Adam Keenan

Personal information
- Born: September 26, 1993 (age 32) Victoria, British Columbia, Canada
- Height: 1.80 m (5 ft 11 in)

Achievements and titles
- Personal best: 77.54 m (2022)

Medal record
Men's track and field
Representing Canada
NACAC Championships
| Bronze medal – third place | Toronto 2018 | Hammer throw |
NACAC U23 Championships
| Bronze medal – third place | 2014 Kamloops | Hammer throw |
Pan American Junior Championships
| Bronze medal – third place | Miramar 2011 | Hammer throw |

= Adam Keenan =

Canadian track and field athlete

Adam Keenan (born September 26, 1993) is a Canadian track and field athlete specializing in the hammer throw.

==Career==
===Junior===
Keenan first competed for Canada at the 2011 Pan American Junior Athletics Championships in Miramar, Florida, where he won the bronze medal in the hammer throw with a distance of 66.62 meters.
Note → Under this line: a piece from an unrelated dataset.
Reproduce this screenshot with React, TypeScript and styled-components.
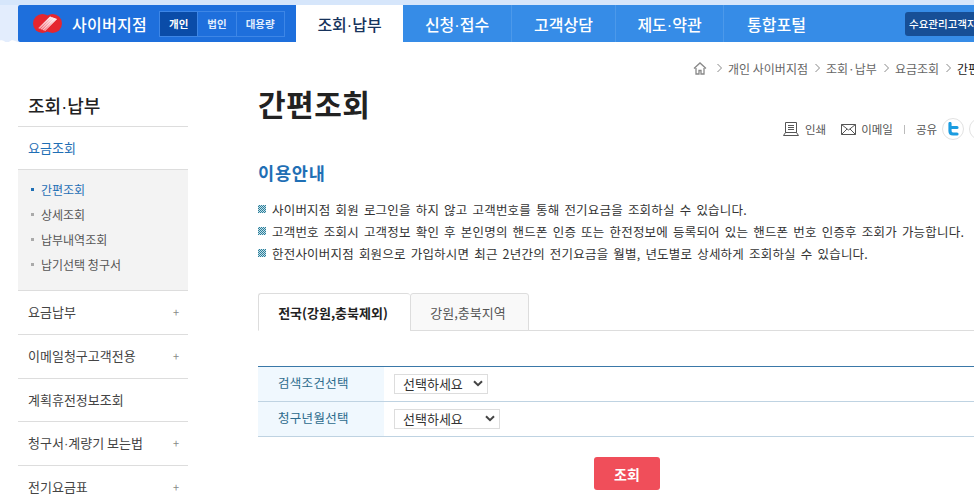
import React from "react";
import styled, { createGlobalStyle } from "styled-components";

const Global = createGlobalStyle`
  html, body { margin: 0; padding: 0; background: #fff; overflow: hidden; }
  body { font-family: "Noto Sans CJK KR", "Liberation Sans", sans-serif; width: 974px; height: 500px; }
  * { box-sizing: border-box; }
  ul { list-style: none; margin: 0; padding: 0; }
`;

const Page = styled.div`
  width: 974px; height: 500px; overflow: hidden; position: relative; background: #fff;
`;
const TopStrip = styled.div`
  height: 42px; padding-top: 5px; display: flex;
  background: linear-gradient(#d6e6fb 0 5px, #fff 5px);
`;
const Cloud = styled.svg`
  width: 18px; height: 37px; flex: none; display: block;
`;
const Header = styled.header`
  display: flex; height: 37px; flex: 1; min-width: 0;
`;
const Brand = styled.div`
  width: 278px; background: #1e6fdc; display: flex; align-items: center; padding-left: 15px; flex: none; border-radius: 2px 0 0 2px;
`;
const BrandName = styled.span`
  color: #fff; font-size: 16px; font-weight: 500; margin-left: 10px; width: 87px; white-space: nowrap; letter-spacing: .3px;
`;
const Segs = styled.div`
  display: flex; height: 26px;
`;
const Seg = styled.span<{ $on?: boolean }>`
  height: 26px; padding: 0 9px; display: flex; align-items: center; font-size: 10.5px; font-weight: 700;
  color: ${p => (p.$on ? "#fff" : "#e3eefc")};
  background: ${p => (p.$on ? "#0a4ca8" : "transparent")};
  border: 1px solid #3d86e6; margin-right: -1px;
`;
const Nav = styled.nav`
  display: flex; flex: 1; background: #368ce7; min-width: 0;
`;
const NavItem = styled.a<{ $on?: boolean; $w: number; $last?: boolean }>`
  width: ${p => p.$w}px; flex: none; display: flex; align-items: center; justify-content: center;
  font-size: 16px; font-weight: 500; white-space: nowrap;
  color: ${p => (p.$on ? "#17335c" : "#fff")};
  background: ${p => (p.$on ? "#fff" : "transparent")};
  border-right: ${p => (p.$on || p.$last ? "0" : "1px solid #4c99ea")};
`;
const Dot = styled.span`
  font-family: "Liberation Sans", sans-serif;
`;
const NavRest = styled.div`
  flex: 1; display: flex; justify-content: flex-end; align-items: center; min-width: 0; overflow: hidden;
`;
const Demand = styled.span`
  width: 69px; height: 24px; background: #174f96; border-radius: 3px 0 0 3px; color: #fff;
  font-size: 10.5px; font-weight: 500; line-height: 24px; padding-left: 4px; white-space: nowrap; overflow: hidden;
`;

const Body = styled.div`
  display: flex; padding-left: 18px; align-items: flex-start;
`;
const Side = styled.aside`
  width: 170px; flex: none; padding-top: 50px;
`;
const SideTitle = styled.div`
  height: 35px; padding-left: 10px; font-size: 18px; font-weight: 500; color: #222; line-height: 26px;
  border-bottom: 1px solid #ddd;
`;
const SideItem = styled.div<{ $on?: boolean; $h?: number }>`
  height: ${p => p.$h ?? 44}px; padding: 0 9px 2px 10px; display: flex; align-items: center; justify-content: space-between;
  font-size: 13px; color: ${p => (p.$on ? "#1f6fb5" : "#444")}; font-weight: 400;
  border-bottom: 1px solid #ddd;
`;
const SideText = styled.span`
  white-space: nowrap;
`;
const Plus = styled.span`
  color: #888; font-size: 11px;
`;
const SubList = styled.ul`
  background: #f3f3f3; border-bottom: 1px solid #ddd; height: 121px; padding: 7px 0 0 13px;
`;
const SubItem = styled.li<{ $on?: boolean }>`
  height: 25px; display: flex; align-items: center; font-size: 12px; color: ${p => (p.$on ? "#1f6fb5" : "#555")};
  &::before {
    content: ""; width: 3px; height: 3px; margin-right: 7px; background: ${p => (p.$on ? "#1f6fb5" : "#aaa")};
  }
`;

const Main = styled.main`
  flex: 1; min-width: 0; padding-left: 70px;
`;
const Crumbs = styled.div`
  height: 30px; margin-top: 11px; display: flex; align-items: center; font-size: 12px; color: #666; white-space: nowrap; padding-left: 435px;
`;
const HomeIcon = styled.svg`
  width: 14px; height: 13px; flex: none; margin-right: 3px;
`;
const Chevron = styled.svg`
  width: 5px; height: 10px; margin: 0 6px 0 7px; flex: none;
`;
const CrumbNow = styled.span`
  color: #222; flex: none;
`;
const PageTitle = styled.h1`
  margin: -2px 0 0; font-size: 30px; font-weight: 700; color: #222; line-height: 44px; height: 44px; letter-spacing: .5px;
`;
const Tools = styled.div`
  display: flex; align-items: center; font-size: 11.5px; color: #555; height: 24px;
  margin-top: -8px; width: 716px; white-space: nowrap; overflow: hidden; padding-left: 525px;
`;
const ToolIcon = styled.svg<{ $gap: number }>`
  flex: none; margin-right: ${p => p.$gap}px;
`;
const ToolGap = styled.span`
  width: 15px; flex: none;
`;
const ToolBar = styled.span`
  width: 1px; height: 9px; background: #bbb; margin: 0 11px; flex: none;
`;
const Round = styled.span`
  width: 22px; height: 22px; flex: none; border-radius: 50%; border: 1px solid #e2e2e2; margin-left: 5px;
  display: flex; align-items: center; justify-content: center;
`;
const Section = styled.h2`
  margin: 20px 0 0; font-size: 17.5px; font-weight: 700; color: #1f6fb5; line-height: 24px; height: 24px; letter-spacing: .8px;
`;
const Guide = styled.ul`
  margin-top: 13px;
`;
const GuideItem = styled.li`
  height: 22px; display: flex; align-items: center; font-size: 12.5px; color: #333; white-space: nowrap;
  letter-spacing: .2px; word-spacing: 2px;
  &::before {
    content: ""; width: 8px; height: 8px; margin-right: 6px; flex: none;
    background: repeating-conic-gradient(#2b7f9c 0 25%, #c6e0e8 0 50%) 0 0 / 2px 2px;
  }
`;
const Tabs = styled.div`
  display: flex; margin-top: 29px; height: 38px; border-bottom: 1px solid #ddd; width: 716px;
`;
const Tab = styled.div<{ $on?: boolean; $w: number }>`
  width: ${p => p.$w}px; height: 38px; display: flex; align-items: center; justify-content: center;
  font-size: 13px; font-weight: ${p => (p.$on ? 700 : 400)};
  padding-right: 3px;
  color: ${p => (p.$on ? "#222" : "#555")};
  background: ${p => (p.$on ? "#fff" : "#f9f9f9")};
  border: 1px solid #ddd; border-radius: 3px 3px 0 0;
  border-bottom: ${p => (p.$on ? "1px solid #fff" : "1px solid #ddd")};
  border-right: ${p => (p.$on ? "0" : "1px solid #ddd")};
`;
const Form = styled.div`
  margin-top: 35px; width: 716px; border-top: 1px solid #3a78a8;
`;
const Row = styled.div`
  display: flex; height: 35px; border-bottom: 1px solid #bfd3e2;
`;
const Label = styled.div`
  width: 126px; flex: none; background: #f0f8fe; color: #2c6a8c; font-size: 12.5px; padding: 0 0 3px 20px; display: flex; align-items: center; letter-spacing: .3px;
`;
const Field = styled.div`
  flex: 1; display: flex; align-items: center; padding: 0 0 1px 10px;
`;
const SelectBox = styled.div<{ $w: number }>`
  width: ${p => p.$w}px; height: 20px; border: 1px solid #ddd; background: #fff; display: flex; align-items: center;
  justify-content: space-between; padding: 0 4px 0 8px; font-size: 13px; color: #333;
`;
const Actions = styled.div`
  width: 716px; display: flex; justify-content: center; margin-top: 20px; padding-left: 22px;
`;
const Submit = styled.button`
  width: 66px; height: 33px; border: 0; border-radius: 3px; background: #f04e5a; color: #fff;
  font: 700 14px "Noto Sans CJK KR", sans-serif; padding: 0;
`;

const Chev = () => (
  <Chevron viewBox="0 0 5 10"><path d="M.5 1l4 4-4 4" fill="none" stroke="#888" strokeWidth="1" /></Chevron>
);
const Caret = () => (
  <svg width="10" height="7" viewBox="0 0 10 7"><path d="M1 1.2l4 4 4-4" fill="none" stroke="#444" strokeWidth="2" /></svg>
);
const Logo = () => (
  <svg width="29" height="19" viewBox="0 0 29 19">
    <defs>
      <linearGradient id="band" x1="0" y1="1" x2="1" y2="0">
        <stop offset="0" stopColor="#ef3b4a" />
        <stop offset="1" stopColor="#ffffff" />
      </linearGradient>
      <pattern id="ht" width="2" height="2" patternUnits="userSpaceOnUse" patternTransform="rotate(45)">
        <rect width="1" height="2" fill="#fff" />
      </pattern>
    </defs>
    <circle cx="9.5" cy="9.5" r="9.5" fill="#e5262f" />
    <circle cx="19.5" cy="9.5" r="9.5" fill="#e5262f" />
    <path d="M5 14L17 2.5 24 5 12 17z" fill="url(#band)" />
    <path d="M5 14L17 2.5 24 5 12 17z" fill="url(#ht)" opacity=".65" />
  </svg>
);

export default function App() {
  return (
    <Page>
      <Global />
      <TopStrip>
        <Cloud viewBox="0 0 18 37">
          <path d="M0 0h18v37l-3-1c-2-1-4-1-6 1-2 1-4 0-5-1-1-.5-3-1-4-.5z" fill="#e3edfd" />
        </Cloud>
        <Header>
          <Brand>
            <Logo />
            <BrandName>사이버지점</BrandName>
            <Segs>
              <Seg $on>개인</Seg>
              <Seg>법인</Seg>
              <Seg>대용량</Seg>
            </Segs>
          </Brand>
          <Nav>
            <NavItem $on $w={107}><span>조회<Dot>·</Dot>납부</span></NavItem>
            <NavItem $w={109}><span>신청<Dot>·</Dot>접수</span></NavItem>
            <NavItem $w={104}>고객상담</NavItem>
            <NavItem $w={108}><span>제도<Dot>·</Dot>약관</span></NavItem>
            <NavItem $last $w={105}>통합포털</NavItem>
            <NavRest><Demand>수요관리고객지원</Demand></NavRest>
          </Nav>
        </Header>
      </TopStrip>
      <Body>
        <Side>
          <SideTitle>조회<Dot>·</Dot>납부</SideTitle>
          <SideItem $on $h={43}>요금조회</SideItem>
          <SubList>
            <SubItem $on>간편조회</SubItem>
            <SubItem>상세조회</SubItem>
            <SubItem>납부내역조회</SubItem>
            <SubItem>납기선택 청구서</SubItem>
          </SubList>
          <SideItem>요금납부<Plus>+</Plus></SideItem>
          <SideItem>이메일청구고객전용<Plus>+</Plus></SideItem>
          <SideItem $h={43}>계획휴전정보조회</SideItem>
          <SideItem><SideText>청구서<Dot>·</Dot>계량기 보는법</SideText><Plus>+</Plus></SideItem>
          <SideItem>전기요금표<Plus>+</Plus></SideItem>
        </Side>
        <Main>
          <Crumbs>
            <HomeIcon viewBox="0 0 14 13"><path d="M1 6.5L7 1l6 5.5M3 6v6h3V8.5h2V12h3V6" fill="none" stroke="#888" strokeWidth="1.3" /></HomeIcon>
            <Chev />개인 사이버지점<Chev />조회·납부<Chev />요금조회<Chev /><CrumbNow>간편조회</CrumbNow>
          </Crumbs>
          <PageTitle>간편조회</PageTitle>
          <Tools>
            <ToolIcon $gap={6} width="16" height="14" viewBox="0 0 16 14"><path d="M2.5.5h11v10h-11zM5 3.5h6M5 5.5h6M5 7.5h6M.5 13.5h15l-2-3h-11z" fill="none" stroke="#555" /></ToolIcon>
            인쇄<ToolGap />
            <ToolIcon $gap={5} width="15" height="11" viewBox="0 0 15 11"><path d="M.5.5h14v10H.5zM.5.5L7.5 6l7-5.5M.5 10.5L6 5M14.5 10.5L9 5" fill="none" stroke="#555" /></ToolIcon>
            이메일<ToolBar />공유
            <Round>
              <svg width="12" height="14" viewBox="0 0 12 14"><path d="M3 1.5v7.5c0 2 1 3 3 3h4M3 5.5h7" fill="none" stroke="#1b9ce0" strokeWidth="3.2" strokeLinecap="round" /></svg>
            </Round>
            <Round />
          </Tools>
          <Section>이용안내</Section>
          <Guide>
            <GuideItem>사이버지점 회원 로그인을 하지 않고 고객번호를 통해 전기요금을 조회하실 수 있습니다.</GuideItem>
            <GuideItem>고객번호 조회시 고객정보 확인 후 본인명의 핸드폰 인증 또는 한전정보에 등록되어 있는 핸드폰 번호 인증후 조회가 가능합니다.</GuideItem>
            <GuideItem>한전사이버지점 회원으로 가입하시면 최근 2년간의 전기요금을 월별, 년도별로 상세하게 조회하실 수 있습니다.</GuideItem>
          </Guide>
          <Tabs>
            <Tab $on $w={152}>전국(강원,충북제외)</Tab>
            <Tab $w={119}>강원,충북지역</Tab>
          </Tabs>
          <Form>
            <Row>
              <Label>검색조건선택</Label>
              <Field><SelectBox $w={94}>선택하세요<Caret /></SelectBox></Field>
            </Row>
            <Row>
              <Label>청구년월선택</Label>
              <Field><SelectBox $w={106}>선택하세요<Caret /></SelectBox></Field>
            </Row>
          </Form>
          <Actions><Submit>조회</Submit></Actions>
        </Main>
      </Body>
    </Page>
  );
}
Keenan would later compete at the 2012 World Junior Championships finishing in 28th place overall.

Keenan competed for the Northern Arizona Lumberjacks track and field team in the NCAA.

===Senior===
At the 2014 NACAC U23 Championships in Athletics in Kamloops, British Columbia, Keenan won the bronze medal with a throw of 68.35 meters.

In 2018, Keenan competed at the 2018 Commonwealth Games in Gold Coast, Australia finishing fourth in the hammer throw event, and followed that with a bronze medal finish at the 2018 NACAC Championships in Toronto, Ontario with a throw of 72.72 metres. Keenan narrowly missed out on qualifying for the 2020 Summer Olympics in Tokyo, Japan.

In June 2022, Keenan set a new personal best of 77.54 meters, which met the World Championships standard. Later that month, Keenan won his fifth consecutive National title. Keenan was also named to compete at both the 2022 World Athletics Championships and 2022 Commonwealth Games.